From aiding concentration to boosting health and well being, indoor plants really do it all.

In fact, new research further proves indoor plants combat a major, albeit quiet, threat to public health: indoor air pollution. The US Environmental Protection Agency (EPA) cites that indoor air is more polluted than outdoor air. As natural purifiers, indoor plants filter carbon dioxide and chemical pollutants while producing oxygen.

Keep your home cleaner, your air purer and your plants happier with these six tips for growing indoor plants.

1. Invite them in

Many people keep indoor plants outside during summer, but once temperatures start to drop below 50º, it’s time to bring the plants inside! Gradually reacquaint plants with the indoor lifestyle by bringing them inside at night and returning them outdoors during the day. Over the course of two weeks, slowly increase the amount of time that plants spend indoors. Check plants for pests before bringing them inside. 

2. Give them some space

If your plants are looking crowded, they are in need of additional space. Don’t be afraid to replant them in a new pot! Select a pot that is at least two inches larger than your current one and transfer. Use Espoma’s Organic Potting Mix to fill the rest of the container.

3. Conduct a health check

If the leaves look distressed, consider moving the plant. If there’s enough light for you to read a book, there’s enough light for a low-light houseplant. Some plants will need more light than others, so do some research! Avoid placing plants near heat or air conditioning ducts, on TVs or between the curtains and a chilly window. 

Indoor plant
Adding plants to your home are great visual pieces and improve your air quality. (Photo courtesy of Gene Sumi of Homestead Gardens)
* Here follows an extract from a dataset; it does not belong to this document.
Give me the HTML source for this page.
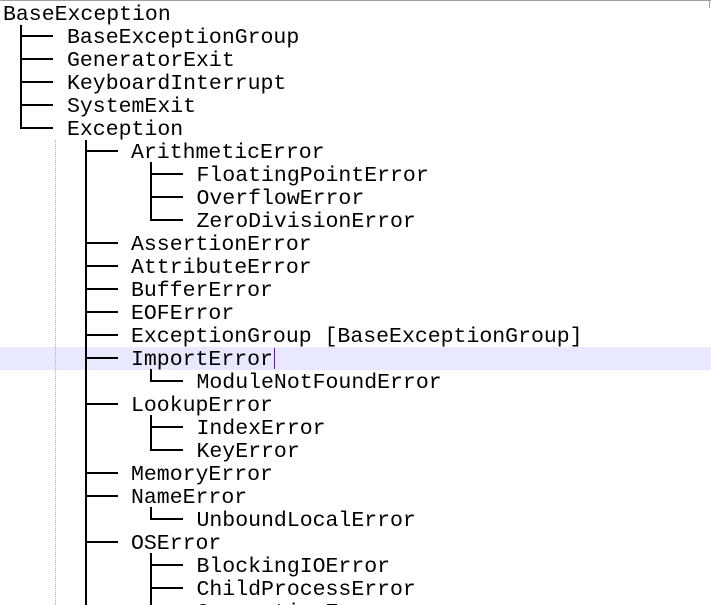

4. Keep plants comfortable

Houseplants thrive when temperatures are between 70 and 80 degrees Fahrenheit during the day and 10-15 degrees cooler at night.

5. Keep them hydrated, too

Overwatering is the number one cause of houseplant death, so be careful to not overdo it! If the plant’s soil is dry about an inch below the surface, add water. Collect any excess water in a tray or saucer. Make sure your plants are never sitting in water. 

6. Keep them fed

Fertilize plants with an organic fertilizer such as The Espoma Company’s new liquid houseplant fertilizer during major growth periods, usually during spring or summer. 

With these tips, your houseplants will be bringing creativity and clean air to your home or workspace in no time!